• **DATASET CONTENT**:
-- Start --

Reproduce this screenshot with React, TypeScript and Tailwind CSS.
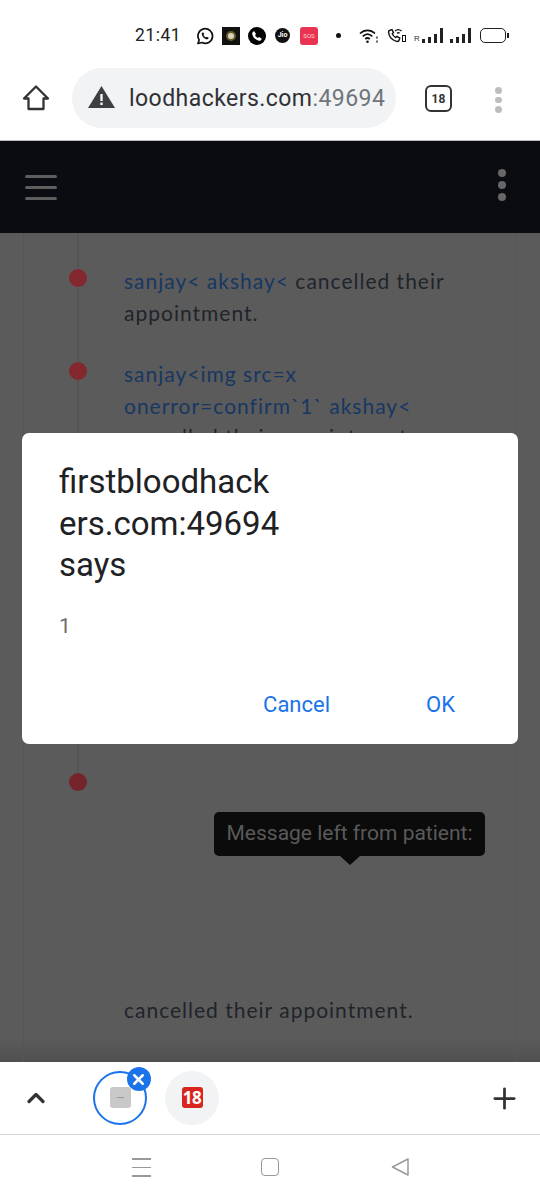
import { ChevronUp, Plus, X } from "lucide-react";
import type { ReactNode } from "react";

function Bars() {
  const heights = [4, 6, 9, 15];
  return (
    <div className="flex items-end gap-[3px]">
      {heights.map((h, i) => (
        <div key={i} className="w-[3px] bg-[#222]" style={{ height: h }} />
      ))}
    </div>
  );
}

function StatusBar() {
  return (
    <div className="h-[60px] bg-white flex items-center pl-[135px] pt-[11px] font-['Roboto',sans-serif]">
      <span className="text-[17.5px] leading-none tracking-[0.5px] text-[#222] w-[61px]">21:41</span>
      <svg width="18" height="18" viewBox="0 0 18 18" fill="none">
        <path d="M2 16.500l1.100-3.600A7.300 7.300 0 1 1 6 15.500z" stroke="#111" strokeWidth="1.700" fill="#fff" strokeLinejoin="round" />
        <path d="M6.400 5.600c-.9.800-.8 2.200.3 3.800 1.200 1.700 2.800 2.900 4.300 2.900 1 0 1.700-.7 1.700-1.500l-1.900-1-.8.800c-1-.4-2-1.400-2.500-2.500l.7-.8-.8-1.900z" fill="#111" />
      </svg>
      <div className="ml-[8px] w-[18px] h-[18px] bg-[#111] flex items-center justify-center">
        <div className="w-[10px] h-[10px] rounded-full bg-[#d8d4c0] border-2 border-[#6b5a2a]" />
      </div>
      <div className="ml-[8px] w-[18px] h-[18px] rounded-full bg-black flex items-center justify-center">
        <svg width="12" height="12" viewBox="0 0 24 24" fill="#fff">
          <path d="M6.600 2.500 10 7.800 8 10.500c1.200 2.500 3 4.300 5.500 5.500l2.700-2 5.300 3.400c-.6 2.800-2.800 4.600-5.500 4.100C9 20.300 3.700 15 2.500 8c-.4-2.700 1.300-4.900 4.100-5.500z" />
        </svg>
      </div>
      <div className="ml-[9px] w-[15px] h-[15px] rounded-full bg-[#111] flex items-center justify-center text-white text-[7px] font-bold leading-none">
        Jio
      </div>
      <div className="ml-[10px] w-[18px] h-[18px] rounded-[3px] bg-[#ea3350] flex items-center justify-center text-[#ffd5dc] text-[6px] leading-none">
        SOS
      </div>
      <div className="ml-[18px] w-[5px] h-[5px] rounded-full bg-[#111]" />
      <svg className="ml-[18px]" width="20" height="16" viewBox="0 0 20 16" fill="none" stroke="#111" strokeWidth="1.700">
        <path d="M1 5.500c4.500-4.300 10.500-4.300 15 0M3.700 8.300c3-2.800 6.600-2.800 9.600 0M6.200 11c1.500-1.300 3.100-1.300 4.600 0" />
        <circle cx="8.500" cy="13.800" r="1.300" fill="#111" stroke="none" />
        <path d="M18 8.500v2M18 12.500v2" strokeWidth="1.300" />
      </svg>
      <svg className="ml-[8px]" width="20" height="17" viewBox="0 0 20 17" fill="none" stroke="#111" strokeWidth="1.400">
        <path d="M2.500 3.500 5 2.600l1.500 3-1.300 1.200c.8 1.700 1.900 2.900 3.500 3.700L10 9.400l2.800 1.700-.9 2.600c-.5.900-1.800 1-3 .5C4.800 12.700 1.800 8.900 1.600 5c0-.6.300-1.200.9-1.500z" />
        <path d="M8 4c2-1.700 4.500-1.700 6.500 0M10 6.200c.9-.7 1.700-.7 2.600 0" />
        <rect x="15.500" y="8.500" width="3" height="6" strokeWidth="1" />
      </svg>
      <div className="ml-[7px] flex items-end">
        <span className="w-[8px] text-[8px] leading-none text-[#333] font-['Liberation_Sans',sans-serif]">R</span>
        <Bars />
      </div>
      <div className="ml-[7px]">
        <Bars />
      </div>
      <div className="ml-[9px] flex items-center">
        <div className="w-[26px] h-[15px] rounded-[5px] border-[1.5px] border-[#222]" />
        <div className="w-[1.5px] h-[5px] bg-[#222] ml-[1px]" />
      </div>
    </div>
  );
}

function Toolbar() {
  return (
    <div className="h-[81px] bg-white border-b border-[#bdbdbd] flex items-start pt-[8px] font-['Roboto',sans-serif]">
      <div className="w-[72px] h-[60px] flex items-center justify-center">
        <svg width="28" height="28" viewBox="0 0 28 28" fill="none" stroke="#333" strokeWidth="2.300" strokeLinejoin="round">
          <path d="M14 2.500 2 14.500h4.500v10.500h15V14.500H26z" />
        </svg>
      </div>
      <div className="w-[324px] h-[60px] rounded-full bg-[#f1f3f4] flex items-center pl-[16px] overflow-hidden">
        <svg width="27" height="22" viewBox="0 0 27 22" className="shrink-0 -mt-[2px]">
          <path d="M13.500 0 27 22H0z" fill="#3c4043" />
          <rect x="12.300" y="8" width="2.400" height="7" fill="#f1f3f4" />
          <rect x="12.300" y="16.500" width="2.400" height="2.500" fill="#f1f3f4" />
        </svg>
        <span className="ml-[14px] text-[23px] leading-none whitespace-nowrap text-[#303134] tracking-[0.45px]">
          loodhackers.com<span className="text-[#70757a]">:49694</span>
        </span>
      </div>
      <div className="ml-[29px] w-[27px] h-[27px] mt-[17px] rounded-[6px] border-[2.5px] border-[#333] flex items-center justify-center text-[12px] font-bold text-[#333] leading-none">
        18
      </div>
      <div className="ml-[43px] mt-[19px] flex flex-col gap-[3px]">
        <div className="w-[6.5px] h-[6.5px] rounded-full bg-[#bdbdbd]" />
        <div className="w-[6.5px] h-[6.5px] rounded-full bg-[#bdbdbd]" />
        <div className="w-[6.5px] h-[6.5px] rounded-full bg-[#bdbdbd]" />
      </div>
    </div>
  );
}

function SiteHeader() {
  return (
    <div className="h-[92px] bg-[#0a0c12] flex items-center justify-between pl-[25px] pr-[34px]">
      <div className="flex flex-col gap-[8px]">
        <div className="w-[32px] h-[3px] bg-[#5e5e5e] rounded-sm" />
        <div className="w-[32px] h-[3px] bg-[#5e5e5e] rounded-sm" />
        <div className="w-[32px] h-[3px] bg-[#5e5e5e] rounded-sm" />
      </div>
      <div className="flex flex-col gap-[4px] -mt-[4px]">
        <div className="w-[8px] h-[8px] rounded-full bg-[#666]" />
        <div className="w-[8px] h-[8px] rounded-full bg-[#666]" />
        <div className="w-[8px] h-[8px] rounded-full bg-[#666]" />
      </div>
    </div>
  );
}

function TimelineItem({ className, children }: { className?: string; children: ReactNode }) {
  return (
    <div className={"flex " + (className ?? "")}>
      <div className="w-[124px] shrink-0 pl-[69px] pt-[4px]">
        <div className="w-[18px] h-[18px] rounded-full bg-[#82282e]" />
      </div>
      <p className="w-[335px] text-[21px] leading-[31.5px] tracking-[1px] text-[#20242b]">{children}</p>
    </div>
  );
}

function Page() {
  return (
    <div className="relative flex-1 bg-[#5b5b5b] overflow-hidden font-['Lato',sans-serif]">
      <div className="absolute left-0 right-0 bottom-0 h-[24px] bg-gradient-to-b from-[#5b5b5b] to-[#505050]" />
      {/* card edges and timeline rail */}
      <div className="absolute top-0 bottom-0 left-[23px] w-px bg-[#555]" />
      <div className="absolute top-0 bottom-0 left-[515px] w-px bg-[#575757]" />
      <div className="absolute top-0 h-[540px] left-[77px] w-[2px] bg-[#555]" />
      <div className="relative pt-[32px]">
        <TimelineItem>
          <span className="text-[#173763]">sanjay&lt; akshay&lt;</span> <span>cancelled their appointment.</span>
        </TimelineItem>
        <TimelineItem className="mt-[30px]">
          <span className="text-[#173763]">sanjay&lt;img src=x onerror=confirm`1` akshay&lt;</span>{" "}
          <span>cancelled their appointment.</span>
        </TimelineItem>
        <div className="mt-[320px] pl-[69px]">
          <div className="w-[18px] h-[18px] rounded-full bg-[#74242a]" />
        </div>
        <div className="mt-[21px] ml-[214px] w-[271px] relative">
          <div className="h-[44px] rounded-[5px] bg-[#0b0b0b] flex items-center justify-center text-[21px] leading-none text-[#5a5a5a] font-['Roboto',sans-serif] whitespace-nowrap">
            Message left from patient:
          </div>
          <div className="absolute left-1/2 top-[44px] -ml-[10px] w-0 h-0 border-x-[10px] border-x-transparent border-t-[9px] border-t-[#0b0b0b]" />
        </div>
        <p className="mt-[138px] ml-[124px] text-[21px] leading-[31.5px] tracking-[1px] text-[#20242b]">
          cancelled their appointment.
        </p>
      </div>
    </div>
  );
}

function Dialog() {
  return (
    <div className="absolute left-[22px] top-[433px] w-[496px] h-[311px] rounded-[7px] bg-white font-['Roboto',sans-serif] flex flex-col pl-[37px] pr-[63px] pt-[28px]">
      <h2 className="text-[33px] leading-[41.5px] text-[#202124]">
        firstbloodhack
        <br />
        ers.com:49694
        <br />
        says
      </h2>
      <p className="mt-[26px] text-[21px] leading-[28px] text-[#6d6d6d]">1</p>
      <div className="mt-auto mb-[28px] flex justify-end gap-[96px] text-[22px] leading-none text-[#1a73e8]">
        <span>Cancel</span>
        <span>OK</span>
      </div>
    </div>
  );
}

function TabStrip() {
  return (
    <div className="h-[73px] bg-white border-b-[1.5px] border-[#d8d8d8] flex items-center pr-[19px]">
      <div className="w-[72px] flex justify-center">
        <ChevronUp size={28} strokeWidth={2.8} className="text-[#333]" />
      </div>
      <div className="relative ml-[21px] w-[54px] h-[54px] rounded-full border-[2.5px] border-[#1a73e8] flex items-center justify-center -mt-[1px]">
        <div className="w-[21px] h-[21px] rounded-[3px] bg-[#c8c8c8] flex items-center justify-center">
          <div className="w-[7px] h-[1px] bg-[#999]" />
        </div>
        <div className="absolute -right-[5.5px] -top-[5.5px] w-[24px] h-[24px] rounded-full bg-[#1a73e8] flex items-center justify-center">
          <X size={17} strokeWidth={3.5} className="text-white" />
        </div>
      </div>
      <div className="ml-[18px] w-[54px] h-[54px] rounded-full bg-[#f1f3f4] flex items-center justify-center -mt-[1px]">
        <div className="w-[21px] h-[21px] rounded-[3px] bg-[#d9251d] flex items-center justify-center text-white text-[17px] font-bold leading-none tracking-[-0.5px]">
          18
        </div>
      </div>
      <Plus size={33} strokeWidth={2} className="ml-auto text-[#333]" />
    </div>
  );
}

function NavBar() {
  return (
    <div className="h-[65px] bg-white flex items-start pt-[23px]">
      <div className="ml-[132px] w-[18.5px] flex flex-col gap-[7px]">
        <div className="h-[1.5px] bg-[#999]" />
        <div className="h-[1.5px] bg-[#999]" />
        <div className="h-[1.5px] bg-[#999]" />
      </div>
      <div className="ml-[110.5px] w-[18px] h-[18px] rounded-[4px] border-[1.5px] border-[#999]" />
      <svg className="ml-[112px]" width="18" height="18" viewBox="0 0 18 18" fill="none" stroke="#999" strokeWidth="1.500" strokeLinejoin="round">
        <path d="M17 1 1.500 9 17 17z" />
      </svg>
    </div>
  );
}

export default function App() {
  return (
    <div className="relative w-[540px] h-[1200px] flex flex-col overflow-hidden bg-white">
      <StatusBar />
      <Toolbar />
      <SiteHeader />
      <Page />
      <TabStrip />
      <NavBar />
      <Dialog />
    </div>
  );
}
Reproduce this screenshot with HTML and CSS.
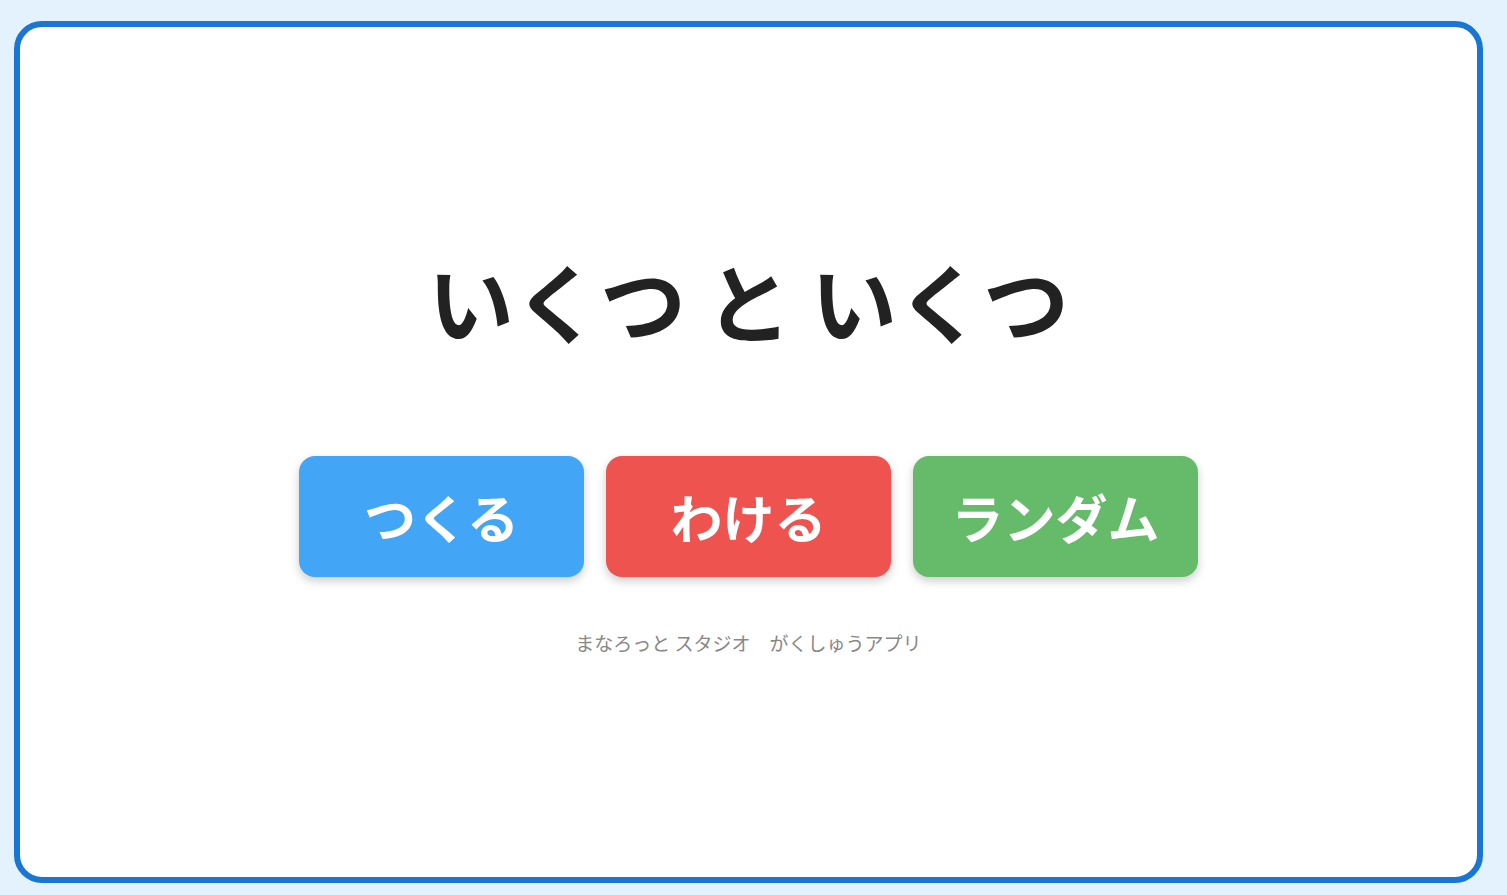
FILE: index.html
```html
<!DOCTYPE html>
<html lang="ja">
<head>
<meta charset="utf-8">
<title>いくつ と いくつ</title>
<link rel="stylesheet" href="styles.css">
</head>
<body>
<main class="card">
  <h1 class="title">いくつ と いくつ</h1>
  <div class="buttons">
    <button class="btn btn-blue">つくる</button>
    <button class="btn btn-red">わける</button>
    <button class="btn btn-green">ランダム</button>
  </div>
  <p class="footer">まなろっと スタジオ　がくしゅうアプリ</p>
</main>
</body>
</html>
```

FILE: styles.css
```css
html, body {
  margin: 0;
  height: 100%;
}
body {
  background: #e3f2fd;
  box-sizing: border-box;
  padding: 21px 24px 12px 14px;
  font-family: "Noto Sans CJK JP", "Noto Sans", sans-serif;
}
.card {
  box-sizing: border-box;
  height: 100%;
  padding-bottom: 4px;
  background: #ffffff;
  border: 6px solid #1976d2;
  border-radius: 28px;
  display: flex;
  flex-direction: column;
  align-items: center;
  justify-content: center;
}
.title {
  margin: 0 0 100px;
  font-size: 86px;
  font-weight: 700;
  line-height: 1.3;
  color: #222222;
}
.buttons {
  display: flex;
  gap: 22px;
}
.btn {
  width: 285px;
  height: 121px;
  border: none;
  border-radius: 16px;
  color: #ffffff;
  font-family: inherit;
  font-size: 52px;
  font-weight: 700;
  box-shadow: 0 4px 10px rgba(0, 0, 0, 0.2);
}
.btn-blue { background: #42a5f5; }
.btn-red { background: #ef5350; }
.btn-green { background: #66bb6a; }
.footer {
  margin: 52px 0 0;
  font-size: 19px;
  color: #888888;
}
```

-- End --

Output a single number: how many lines contain the word "this".

2